8 thoughts on “Rsync, RsyncX 2.1 & OS X”

  1. Thanks for this information! I've been using a ditto script I found on a long time ago, but went searching for something a bit more flexible. This looks like a winner (but I'd buy a backup package that could do what I want if I knew which one did that ;). — Allen

  2. mail: (remove nster)


    thanks for your description of RSyncX.

    It's not entirely true that buying software would have been a better solution, at least not for me!

    I already started using RsyncX myself even though I own a copy of Retrospect that came with my Maxtor OneTouch. At least that version of Retrospect does not allow you to make a backup over a network, which is a KO ctiterion for me. I don't know whether another version of Retrospect will allow network backups or whether you have to buy extensions to this software.

    Nevertheless, I decided to stay away from Retrospect completely in part because I find the user experience “strange” and non-Mac like, which always makes me very cautious. But what really founded my decision is the user experience I got for the latest Retrospect version under Windows XP on my DELL M60. UNUSABLE! The application doesn't even paint its GUI correctly. So there I had to fall back to earlier version that's halfway decent.

    I think RSyncX may be difficult to set up, but once you have it running it's a very nice tool.

    Thanks for your decription once again!



  3. Gert, I do agree that RSyncX is pretty nifty and once you do have it set up it runs like a champ. I don't worry at all about my backups because RSyncX does the job in spades, both for my local and across-the-network backups. Furthermore I'm really glad I can contribute back to the community by providing my article with step by step instructions. But, oy gevald, do you know how many hours it took me to figure out everything in that article and how many more to write it up in enough detail so that other people could skip my pain? Now that I've paid the price I'm a happy RSyncX user, but I really wish I could have skipped the pain all together.

  4. I’ve tried 3-4 different ways of creating these public/private keys but I’m still getting prompted for passwords. Have looked at debugging and it seems to be offering the keys ok but still no luck.

  5. Hi

    I rally appreciate this outline. I have as well been all over to find a free well working backup solution. I have setup an incremental backup of my local mac (users) to my NAS, which is mounted on startup. Fully as described in your beginning section before remote… I have 4 Q’s that I hope you can help with?

    1) in the RsyncX scheduler window I have modified and add’ed acording your description but I cannot delete the wrong script. Do you know about this and what to do?

    2) I am constantly prompted for admin PW, can this be turned of? Or stored in RsyncX somewhere.

    3) Doing Incremental backup say daily 24 times before overwriting the first one made. Will I then on day 25 have a full backup of my users folder, as the first one made will be, or will I only have the changes from day 24 to 25. Meaning that I will have to schedule a full copy of users every 24 day in a seccond script?

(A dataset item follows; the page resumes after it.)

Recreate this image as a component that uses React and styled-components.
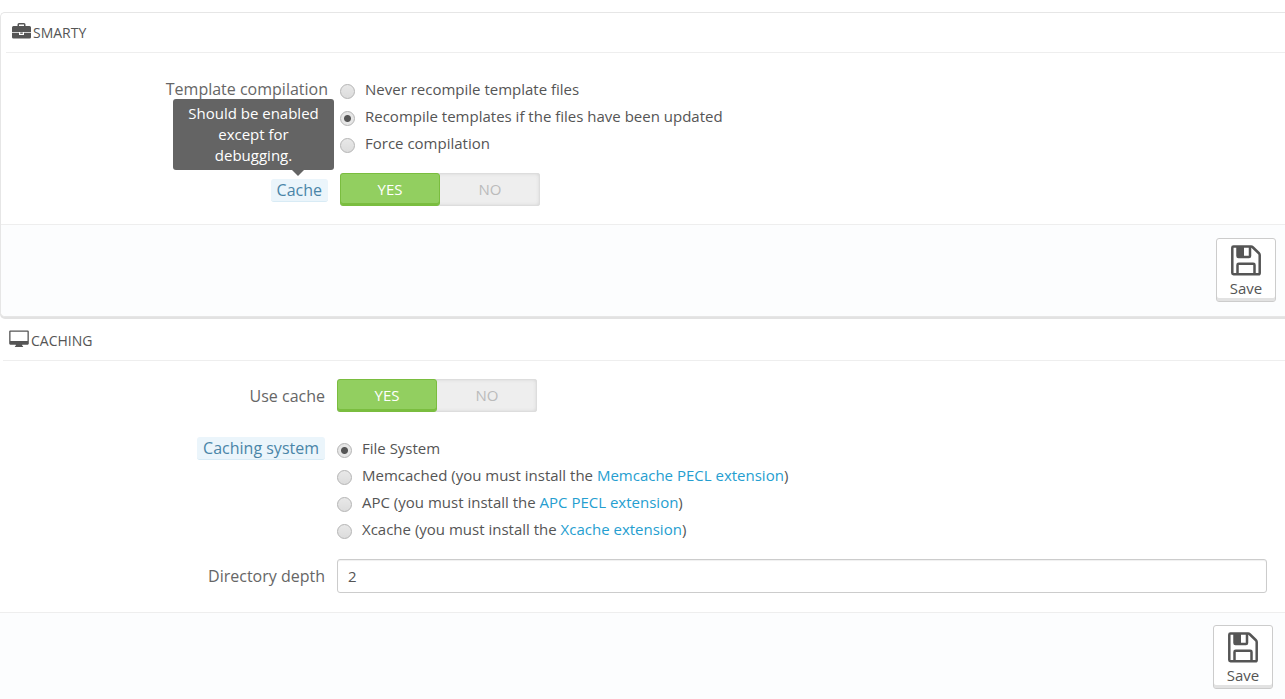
import React, { useState } from 'react'
import styled, { createGlobalStyle } from 'styled-components'


const GlobalStyle = createGlobalStyle`
    * {
        box-sizing: border-box;
    }

    body {
        margin: 0;
        background: #fff;
        color: #555;
        font-family: 'Open Sans', sans-serif;
        font-size: 15px;
        line-height: 21px;
    }
`

const Page = styled.main`
    padding-top: 12px;
    overflow-x: hidden;
`

const PanelStyled = styled.section`
    background: #fff;
    border: 1px solid ${({ $framed }) => ($framed ? '#e6e6e6' : 'transparent')};
    border-width: ${({ $framed }) => ($framed ? '1px 0 1px 1px' : '1px 0 0')};
    border-radius: 5px 0 0 5px;
    box-shadow: ${({ $framed }) => ($framed ? '0 2px 0 #e2e2e2' : 'none')};
    margin-bottom: 3px;
`

const Heading = styled.h2`
    display: flex;
    align-items: center;
    gap: 2px;
    height: 40px;
    margin: 0 0 0 ${({ $framed }) => ($framed ? '5px' : '3px')};
    padding-left: 6px;
    border-bottom: 1px solid #eee;
    color: #555;
    font-size: 14px;
    font-weight: 400;
    text-transform: uppercase;

    svg {
        margin-bottom: 3px;
    }
`

const Body = styled.div`
    display: flex;
    flex-direction: column;
    gap: 16px;
    padding: ${({ $framed }) => ($framed ? '23px 18px 18px 14px' : '18px 18px 19px 11px')};
`

const Row = styled.div`
    display: grid;
    grid-template-columns: 25% 1fr;
    column-gap: 12px;
    align-items: ${({ $top }) => ($top ? 'start' : 'center')};
    padding-top: ${({ $spaced }) => ($spaced ? '7px' : '0')};
`

const LabelCell = styled.div`
    position: relative;
    display: flex;
    justify-content: flex-end;
    padding-top: ${({ $top }) => ($top ? '2px' : '0')};
    color: #666;
    font-size: 16px;
    line-height: 22px;
`

const Hint = styled.span`
    margin-top: 2px;
    padding: 0 6px;
    border-bottom: 1px solid #d8ebf5;
    border-radius: 3px;
    background: #ebf5fb;
    color: #4a85a8;
`

const Tooltip = styled.span`
    position: absolute;
    right: -6px;
    bottom: 32px;
    width: 161px;
    padding: 4px 10px;
    border-radius: 3px;
    background: #646464;
    color: #fff;
    font-size: 15px;
    font-weight: 500;
    line-height: 21px;
    text-align: center;

    &::after {
        content: '';
        position: absolute;
        top: 100%;
        right: 30px;
        border: 6px solid transparent;
        border-top-color: #646464;
        border-bottom: 0;
    }
`

const Choice = styled.div`
    display: flex;
    align-items: center;
    height: 27px;

    label {
        padding-bottom: 1px;
    }
`

const Radio = styled.input`
    appearance: none;
    width: 15px;
    height: 15px;
    margin: 3px 10px 0 0;
    border: 1px solid #b4b4b4;
    border-radius: 50%;
    background: linear-gradient(#e8e8e8, #dcdcdc);

    &:checked {
        background: radial-gradient(circle, #555 3px, #e6e6e6 4px);
    }
`

const Link = styled.a`
    color: #259ed0;
    text-decoration: none;
`

const SwitchStyled = styled.div`
    display: flex;
    width: 200px;
    height: 33px;
    border-radius: 3px;
    background: #eee;
    box-shadow: inset 0 0 0 1px #ddd, inset 0 0 4px #ccc;
`

const SwitchOption = styled.button`
    flex: 1;
    padding: 0;
    border: 1px solid ${({ $on }) => ($on ? '#7abd3f' : 'transparent')};
    border-radius: 3px;
    background: ${({ $on }) => ($on ? '#92cf60' : 'transparent')};
    box-shadow: ${({ $on }) => ($on ? 'inset 0 -2px 0 #7abd3f' : 'none')};
    color: ${({ $on }) => ($on ? '#fff' : '#bbb')};
    font: inherit;
    text-transform: uppercase;
    cursor: pointer;
`

const TextInput = styled.input`
    width: 100%;
    height: 34px;
    padding: 0 10px;
    border: 1px solid #ccc;
    border-radius: 3px;
    background: #fff;
    box-shadow: inset 0 1px 1px #f0f0f0;
    color: #555;
    font: inherit;
`

const Footer = styled.footer`
    display: flex;
    justify-content: flex-end;
    height: ${({ $framed }) => ($framed ? '92px' : '94px')};
    padding: ${({ $framed }) => ($framed ? '13px 9px' : '12px 12px')};
    border-top: 1px solid #eee;
    border-radius: 0 0 0 5px;
    background: #fcfdfe;
`

const SaveButton = styled.button`
    display: flex;
    flex-direction: column;
    align-items: center;
    gap: 2px;
    width: 60px;
    height: 64px;
    padding: 6px 0 0;
    border: 1px solid #ccc;
    border-radius: 3px;
    background: #fff;
    box-shadow: inset 0 -3px 0 #e2e2e2;
    color: #555;
    font: inherit;
    cursor: pointer;
`


const BriefcaseIcon = () => (
    <svg width='19' height='16' viewBox='0 0 19 16' fill='#555' aria-hidden='true'>
        <path d='M5.500 3V1.500Q5.500 0 7 0h5q1.500 0 1.500 1.500V3h4Q19 3 19 4.500V9H0V4.500Q0 3 1.500 3zM7 3h5V1.400H7z' fillRule='evenodd' />
        <path d='M0 9.800h7V12h5V9.800h7v4.400q0 1.300-1.500 1.300h-16Q0 15.500 0 14.200z' />
        <path d='M8.200 9.500h2.600v1.300H8.200z' />
    </svg>
)

const DesktopIcon = () => (
    <svg width='20' height='18' viewBox='0 0 20 18' fill='#555' aria-hidden='true'>
        <path d='M1.300 .5h17.400q1.100 0 1.100 1.100v12q0 1.100-1.100 1.100h-5.500v1.100q1 .3 1 1.200H5.800q0-.9 1-1.200v-1.100H1.300Q.2 14.700 .2 13.600v-12Q.2 .5 1.300 .5zM1.500 1.800v9.300h17V1.800z' fillRule='evenodd' />
    </svg>
)

const SaveIcon = () => (
    <svg width='30' height='31' viewBox='0 0 30 31' fill='none' stroke='#555' strokeWidth='2.500' strokeLinejoin='round' aria-hidden='true'>
        <path d='M2.500 1.500h17.500q1 0 2 1l5.700 5.500q1 1 1 2v18q0 1.300-1.300 1.300H2.500q-1.200 0-1.200-1.200V2.700q0-1.200 1.200-1.200z' />
        <path d='M6.500 2v9q0 1 1 1h10.500q1 0 1-1V2M6.500 29V20q0-1.200 1.200-1.200h14.600q1.200 0 1.200 1.200v9' />
        <path d='M6.500 2H13v9.500H6.500z' fill='#555' stroke='none' />
    </svg>
)


const Panel = ({ title, icon, framed, children }) => (
    <PanelStyled $framed={framed}>
        <Heading $framed={framed}>
            {icon}
            {title}
        </Heading>
        <Body $framed={framed}>{children}</Body>
        <Footer $framed={framed}>
            <SaveButton type='button'>
                <SaveIcon />
                Save
            </SaveButton>
        </Footer>
    </PanelStyled>
)

const RadioGroup = ({ name, labelledBy, options, initial }) => {
    const [selected, setSelected] = useState(initial)

    return (
        <div role='radiogroup' aria-labelledby={labelledBy}>
            {options.map(({ value, text, link }) => (
                <Choice key={value}>
                    <Radio
                        type='radio'
                        id={`${name}-${value}`}
                        name={name}
                        checked={selected === value}
                        onChange={() => setSelected(value)}
                    />
                    <label htmlFor={`${name}-${value}`}>
                        {text}
                        {link && <React.Fragment> (you must install the <Link href='#'>{link}</Link>)</React.Fragment>}
                    </label>
                </Choice>
            ))}
        </div>
    )
}

const Switch = ({ labelledBy }) => {
    const [on, setOn] = useState(true)

    return (
        <SwitchStyled role='group' aria-labelledby={labelledBy}>
            <SwitchOption type='button' $on={on} aria-pressed={on} onClick={() => setOn(true)}>Yes</SwitchOption>
            <SwitchOption type='button' $on={!on} aria-pressed={!on} onClick={() => setOn(false)}>No</SwitchOption>
        </SwitchStyled>
    )
}


const compilation = [
    { value: 'never', text: 'Never recompile template files' },
    { value: 'updated', text: 'Recompile templates if the files have been updated' },
    { value: 'force', text: 'Force compilation' },
]

const systems = [
    { value: 'fs', text: 'File System' },
    { value: 'memcached', text: 'Memcached', link: 'Memcache PECL extension' },
    { value: 'apc', text: 'APC', link: 'APC PECL extension' },
    { value: 'xcache', text: 'Xcache', link: 'Xcache extension' },
]


const App = () => {
    const [depth, setDepth] = useState('2')

    return (
        <Page>
            <GlobalStyle />
            <Panel title='Smarty' icon={<BriefcaseIcon />} framed>
                <Row $top>
                    <LabelCell $top><span id='compilation'>Template compilation</span></LabelCell>
                    <RadioGroup name='compile' labelledBy='compilation' options={compilation} initial='updated' />
                </Row>
                <Row>
                    <LabelCell>
                        <Hint id='cache' aria-describedby='cache-tip'>Cache</Hint>
                        <Tooltip id='cache-tip' role='tooltip'>Should be enabled except for debugging.</Tooltip>
                    </LabelCell>
                    <Switch labelledBy='cache' />
                </Row>
            </Panel>

            <Panel title='Caching' icon={<DesktopIcon />}>
                <Row>
                    <LabelCell><span id='use-cache'>Use cache</span></LabelCell>
                    <Switch labelledBy='use-cache' />
                </Row>
                <Row $top $spaced>
                    <LabelCell><Hint id='system'>Caching system</Hint></LabelCell>
                    <RadioGroup name='system' labelledBy='system' options={systems} initial='fs' />
                </Row>
                <Row>
                    <LabelCell><label htmlFor='depth'>Directory depth</label></LabelCell>
                    <TextInput id='depth' type='text' value={depth} onChange={(ev) => setDepth(ev.target.value)} />
                </Row>
            </Panel>
        </Page>
    )
}


export default App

    4) Does RsyncX need to be started upon each reboot in order for the schedule to work or will it work even though the application is not running?

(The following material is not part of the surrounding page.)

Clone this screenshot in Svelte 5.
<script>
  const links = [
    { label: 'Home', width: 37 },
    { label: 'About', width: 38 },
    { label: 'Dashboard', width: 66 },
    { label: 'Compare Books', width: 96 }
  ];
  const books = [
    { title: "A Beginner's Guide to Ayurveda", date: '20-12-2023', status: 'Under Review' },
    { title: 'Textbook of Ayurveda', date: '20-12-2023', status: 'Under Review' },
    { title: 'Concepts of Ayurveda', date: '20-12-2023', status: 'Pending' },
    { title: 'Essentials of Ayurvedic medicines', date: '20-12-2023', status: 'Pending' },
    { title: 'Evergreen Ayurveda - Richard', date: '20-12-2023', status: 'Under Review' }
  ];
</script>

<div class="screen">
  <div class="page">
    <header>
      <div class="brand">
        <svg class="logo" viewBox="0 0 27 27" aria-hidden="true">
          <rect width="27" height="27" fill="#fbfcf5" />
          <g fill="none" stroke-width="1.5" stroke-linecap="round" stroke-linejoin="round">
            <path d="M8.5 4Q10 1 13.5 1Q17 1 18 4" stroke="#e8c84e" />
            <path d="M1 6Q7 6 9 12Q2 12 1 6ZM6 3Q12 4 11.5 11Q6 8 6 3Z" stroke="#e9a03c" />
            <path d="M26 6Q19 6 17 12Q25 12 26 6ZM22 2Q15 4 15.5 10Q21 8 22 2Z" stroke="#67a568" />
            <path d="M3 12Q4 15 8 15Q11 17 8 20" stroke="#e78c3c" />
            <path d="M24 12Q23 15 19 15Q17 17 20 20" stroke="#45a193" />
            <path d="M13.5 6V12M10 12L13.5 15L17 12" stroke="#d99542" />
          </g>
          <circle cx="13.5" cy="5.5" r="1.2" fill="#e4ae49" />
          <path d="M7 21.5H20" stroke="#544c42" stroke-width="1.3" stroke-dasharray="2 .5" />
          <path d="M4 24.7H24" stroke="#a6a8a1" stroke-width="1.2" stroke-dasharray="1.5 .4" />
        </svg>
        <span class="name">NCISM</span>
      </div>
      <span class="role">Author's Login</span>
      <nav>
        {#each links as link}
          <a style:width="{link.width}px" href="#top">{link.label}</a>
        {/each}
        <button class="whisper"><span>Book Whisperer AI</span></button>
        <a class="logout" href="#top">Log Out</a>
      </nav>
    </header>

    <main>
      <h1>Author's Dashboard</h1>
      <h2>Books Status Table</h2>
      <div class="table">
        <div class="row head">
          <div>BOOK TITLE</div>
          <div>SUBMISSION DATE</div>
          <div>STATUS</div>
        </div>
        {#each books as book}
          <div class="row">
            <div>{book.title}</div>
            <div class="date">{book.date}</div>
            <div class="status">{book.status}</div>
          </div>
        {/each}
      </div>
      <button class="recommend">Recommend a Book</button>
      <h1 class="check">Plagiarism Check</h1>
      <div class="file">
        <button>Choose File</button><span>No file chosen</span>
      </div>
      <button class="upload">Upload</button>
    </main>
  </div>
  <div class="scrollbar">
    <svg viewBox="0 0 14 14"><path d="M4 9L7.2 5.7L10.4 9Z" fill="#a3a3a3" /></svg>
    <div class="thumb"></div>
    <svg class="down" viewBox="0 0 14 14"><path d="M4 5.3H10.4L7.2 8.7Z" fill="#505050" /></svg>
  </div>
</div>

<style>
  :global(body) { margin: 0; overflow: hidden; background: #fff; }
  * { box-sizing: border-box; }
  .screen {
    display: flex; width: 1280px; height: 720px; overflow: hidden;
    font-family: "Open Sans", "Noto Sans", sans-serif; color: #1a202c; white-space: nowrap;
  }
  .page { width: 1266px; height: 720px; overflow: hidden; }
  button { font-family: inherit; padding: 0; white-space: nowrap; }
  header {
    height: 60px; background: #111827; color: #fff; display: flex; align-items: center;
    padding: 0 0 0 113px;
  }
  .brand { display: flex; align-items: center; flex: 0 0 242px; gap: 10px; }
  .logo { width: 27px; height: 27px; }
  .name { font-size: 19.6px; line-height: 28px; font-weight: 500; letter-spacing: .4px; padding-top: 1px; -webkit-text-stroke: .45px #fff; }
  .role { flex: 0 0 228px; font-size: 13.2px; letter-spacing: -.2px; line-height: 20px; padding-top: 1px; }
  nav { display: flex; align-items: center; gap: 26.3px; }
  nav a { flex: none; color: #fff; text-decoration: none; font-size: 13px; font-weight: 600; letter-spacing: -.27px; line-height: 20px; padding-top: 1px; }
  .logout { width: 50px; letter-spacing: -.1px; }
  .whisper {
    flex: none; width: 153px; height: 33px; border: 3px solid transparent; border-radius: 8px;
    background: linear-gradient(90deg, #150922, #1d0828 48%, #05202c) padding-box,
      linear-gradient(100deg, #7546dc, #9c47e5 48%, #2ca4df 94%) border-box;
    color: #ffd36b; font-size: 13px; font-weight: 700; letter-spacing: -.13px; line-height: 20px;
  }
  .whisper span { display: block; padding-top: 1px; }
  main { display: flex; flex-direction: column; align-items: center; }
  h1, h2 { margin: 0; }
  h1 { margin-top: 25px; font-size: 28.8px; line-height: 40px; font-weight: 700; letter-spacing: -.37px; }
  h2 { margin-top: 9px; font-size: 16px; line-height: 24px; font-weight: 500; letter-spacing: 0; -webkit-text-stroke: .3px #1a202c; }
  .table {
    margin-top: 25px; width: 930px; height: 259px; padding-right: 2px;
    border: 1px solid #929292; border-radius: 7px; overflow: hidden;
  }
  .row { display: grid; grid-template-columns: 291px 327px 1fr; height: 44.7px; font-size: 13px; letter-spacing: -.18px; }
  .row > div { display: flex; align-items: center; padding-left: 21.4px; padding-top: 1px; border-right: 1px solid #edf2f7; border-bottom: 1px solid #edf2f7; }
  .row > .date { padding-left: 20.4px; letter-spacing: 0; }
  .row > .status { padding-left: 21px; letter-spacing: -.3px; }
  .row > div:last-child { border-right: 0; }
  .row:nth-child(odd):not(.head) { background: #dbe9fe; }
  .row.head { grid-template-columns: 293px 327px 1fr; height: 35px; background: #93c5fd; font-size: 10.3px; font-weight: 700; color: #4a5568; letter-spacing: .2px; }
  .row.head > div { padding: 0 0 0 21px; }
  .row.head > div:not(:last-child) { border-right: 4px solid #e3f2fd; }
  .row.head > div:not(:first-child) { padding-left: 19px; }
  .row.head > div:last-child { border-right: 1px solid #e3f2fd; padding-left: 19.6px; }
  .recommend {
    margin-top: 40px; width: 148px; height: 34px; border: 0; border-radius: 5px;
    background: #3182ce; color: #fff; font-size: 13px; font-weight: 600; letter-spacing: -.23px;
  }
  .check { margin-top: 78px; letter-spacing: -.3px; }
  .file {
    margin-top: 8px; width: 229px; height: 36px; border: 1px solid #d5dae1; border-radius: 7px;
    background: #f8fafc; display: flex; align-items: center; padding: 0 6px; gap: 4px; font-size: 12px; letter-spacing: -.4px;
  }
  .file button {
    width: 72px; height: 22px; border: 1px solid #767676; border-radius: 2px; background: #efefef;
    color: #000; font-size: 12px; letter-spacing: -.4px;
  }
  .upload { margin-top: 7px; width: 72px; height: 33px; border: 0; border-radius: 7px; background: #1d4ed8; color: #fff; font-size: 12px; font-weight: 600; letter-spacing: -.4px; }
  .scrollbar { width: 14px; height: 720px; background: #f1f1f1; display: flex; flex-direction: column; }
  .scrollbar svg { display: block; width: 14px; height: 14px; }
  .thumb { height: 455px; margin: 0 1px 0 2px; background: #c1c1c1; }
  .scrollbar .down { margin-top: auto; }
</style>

    I hope you are willing to help me out.


    1. It’s not so much a question of wanting to help you as being able to help you. If you notice the date on the article it’s from 2004. I eventually gave up on using Rsync not because of any flaws in Rsync but because I constantly found myself having to make little tweaks to keep everything running (that’s why I wrote the article in the first place, to remind myself what to do) that I just didn’t have time for.

      Currently I use Time Machine but that doesn’t work at all well for me since I use File Vault (which means my personal files only get backed up when I log out and I don’t get any of the restore capabilities). Your timing is actually interesting because right now I’m trying to evaluate a new set up. My current leaning is to use something like Carbon Copy Cloner to do occasionally full bootable backups and use Jungledisk to do local incremental (encrypted) backups of key files.

      1) I vaguely remember this problem and equally vaguely remember that you could just disable the script, but it would always show up. It’s a bug in RsyncX. I don’t think RsyncX is even supported any more, not officially anyways.

      2) I don’t remember that happening so I don’t have anything useful to say.

      3) No, you won’t have to do a full backup. What’s actually happening is that each of the incremental directories is linked to the same file instances (when the files haven’t changed). So when the 25th backup is completed (again, I’m doing this from old memories) it will be linked to all the files that were in the system. Only then will the 1st backup folder be deleted. Any files that existed in the 1st backup folder and no where else (e.g. aren’t linked to any of the other backup folders) will be deleted but all the other files will be left alone. So once you get Rsync running you shouldn’t have to do anything. It will automatically maintain each and every file needed to make sure each and every backup is 100% complete. The real trick is that because it uses linking to the files if two or more folders contain the same file (e.g. the file didn’t change over the backups) then only one physical instance of the file (with two or more file system links) exist on the drive.

      4) The backups aren’t done by RsyncX. They are done by Rsync. RsyncX is just a GUI that sits on top of Rsync. When you set up the CRON jobs that is what will cause Rsync to run. So once the CRON jobs (as described in the article) are running you shouldn’t have to do anything else.

  6. Thanks for your promt reply.

    Your answer to 3 is interesting. I use iPhoto. and this app is copying pictures from a folder called original to modified if the picture is modified. Wonder how rsync deals with different pictures with the same filename?

    I have actually been thinking to upgrade to Leopard to get Timemachine. My Synology NAS has Timemachine functionality, but it would be nice to have a test environment to work with it in order to see how it fits my needs. And ultimately have a backup before I do it.

    Just for info: My NAS is then daily backing up to Amazon S3 online storage. This was very easy to setup in the NAS. Which is a setup I am very happy about. But getting a consistent easy backup from the mac to the NAS seems a bit cumbersome.

    I have tried iBackup, Backuplist+, SyncSyncSync (or something the like) but I do not believe I am there yet. Looking forward to hear about your conclusion of the current evaluation of CCC and Jungledisk.

    1. Actually I mistyped, I meant Crashplan not Jungledisk. I only want my backup bytes on drives I directly control.